I’m a sadist. It’s not specifically a desire to cause pain though. I know, a contradiction; I’ll try to explain.

I want my partner to feel. To feel whatever it is I’m doing so intensely that what I am causing her to feel becomes the entire focus of her mind. Most often this desire leads me to cause her pain, intense pain. That’s not always the case though.

Extremely intense emotion, extremely intense physical sensation, these are what I seek to bring forth and those need not manifest within her as pain. If I’m fucking her I have no desire to cause her pain with my cock, but I want her to feel it as intensely as she would a single-tail whip upon her back. I want to fuck her so hard, with such intensity, for so long a duration that no thought beyond the sensation she is feeling can enter her mind. If we are playing in less physical ways, if I am demanding service from her I look for little things that are extremely difficult for her to perform mentally or emotionally. Things that will be difficult enough that they become her entire focus for a short time.

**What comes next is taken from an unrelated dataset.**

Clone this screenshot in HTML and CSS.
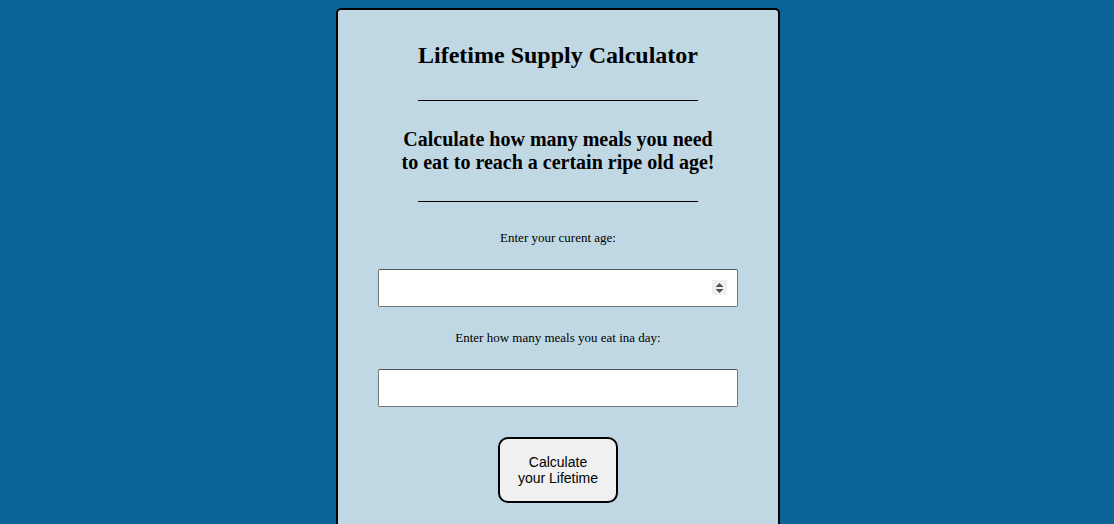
FILE: index.html
```html
<!DOCTYPE html>
<html>
<head>
<meta charset="utf-8">
<title>Lifetime Supply Calculator</title>
<link rel="stylesheet" href="styles.css">
</head>
<body>
<main class="card">
  <h1 class="title">Lifetime Supply Calculator</h1>
  <hr class="rule rule-top">
  <h2 class="subtitle">Calculate how many meals you need<br>to eat to reach a certain ripe old age!</h2>
  <hr class="rule rule-bottom">
  <label class="label label-age" for="age">Enter your curent age:</label>
  <div class="field field-age">
    <input class="input" id="age" type="text">
    <span class="spinner" aria-hidden="true">
      <svg width="9" height="12" viewBox="0 0 9 12"><path d="M4.5 1 L8.5 5 L0.5 5 Z M4.5 11 L8.5 7 L0.5 7 Z" fill="#505050"/></svg>
    </span>
  </div>
  <label class="label label-meals" for="meals">Enter how many meals you eat ina day:</label>
  <div class="field field-meals">
    <input class="input" id="meals" type="text">
  </div>
  <button class="calc-btn" type="button">Calculate<br>your Lifetime</button>
</main>
</body>
</html>
```
FILE: styles.css
```css
html, body {
  margin: 0;
  padding: 0;
}
body {
  background: #0a6498;
  padding: 8px 0 0 2px;
  font-family: "Liberation Serif", "Times New Roman", serif;
  color: #000;
  height: 524px;
  box-sizing: border-box;
  overflow: hidden;
}
.card {
  width: 440px;
  margin: 0 auto;
  height: 600px;
  background: #c0d8e4;
  border: 2px solid #000;
  border-radius: 5px;
  display: flex;
  flex-direction: column;
  align-items: center;
  box-sizing: content-box;
}
.title {
  font-size: 24px;
  font-weight: bold;
  margin: 32px 0 0;
  line-height: 27px;
  text-align: center;
}
.rule {
  width: 280px;
  height: 0;
  border: 0;
  border-top: 1px solid #000;
  margin: 0;
}
.rule-top {
  margin-top: 31px;
}
.subtitle {
  font-size: 20px;
  font-weight: bold;
  line-height: 23px;
  margin: 27px 0 0;
  text-align: center;
}
.rule-bottom {
  margin-top: 27px;
}
.label {
  font-size: 13px;
  line-height: 15px;
  display: block;
  text-align: center;
}
.label-age {
  margin-top: 28px;
}
.label-meals {
  margin-top: 23px;
}
.field {
  position: relative;
  width: 360px;
  margin-top: 24px;
}
.input {
  display: block;
  width: 360px;
  height: 38px;
  box-sizing: border-box;
  border: 1px solid #767676;
  border-top-color: #555;
  border-radius: 2px;
  background: #fff;
  margin: 0;
  padding: 0 8px;
  font-size: 13px;
}
.spinner {
  position: absolute;
  right: 11px;
  top: 11px;
  width: 15px;
  height: 15px;
  background: #efefef;
  display: flex;
  align-items: center;
  justify-content: center;
}
.calc-btn {
  margin-top: 30px;
  width: 120px;
  height: 66px;
  border: 2px solid #000;
  border-radius: 10px;
  background: #f0f0f0;
  font-family: "Liberation Sans", Arial, sans-serif;
  font-size: 14px;
  line-height: 16px;
  color: #000;
  padding: 0;
}
```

Roxanne and I engage in a great deal of classic S/m, simple, old time pain play. That is I think our most common form of play in the dungeon and in the bedroom. Often though we explore other ways of feeling. It seems that number two for us is fear. I delight in watching fear build within her, watching it slowly move to overtake her. Recently I spent a great deal of time running my tongue all over her body. It was an amazing scene for us because she felt it with shocking intensity. It came directly upon the heels of some very intense biting, biting which she thought was continuing. Thus, after enough time, enough buildup, my little tongue, rubbing gently upon her body became a cause of intense fear, terror for her. I got to look into her eyes and see terror there, to feel her struggles and feel the flight or fight response actively playing out there, to listen to the amazing cries my gentle attentions ripped from her throat.

For whatever reason our shared makeup does seem to make it easy for me to bring fear right to the surface within Roxanne, and I can carefully nurture and grow that fear. While most of our play may be more traditionally focused S/m, fear play is I think my favorite form of play with her for she feels it in a simply amazing way and getting her to feel is what it’s all about for me.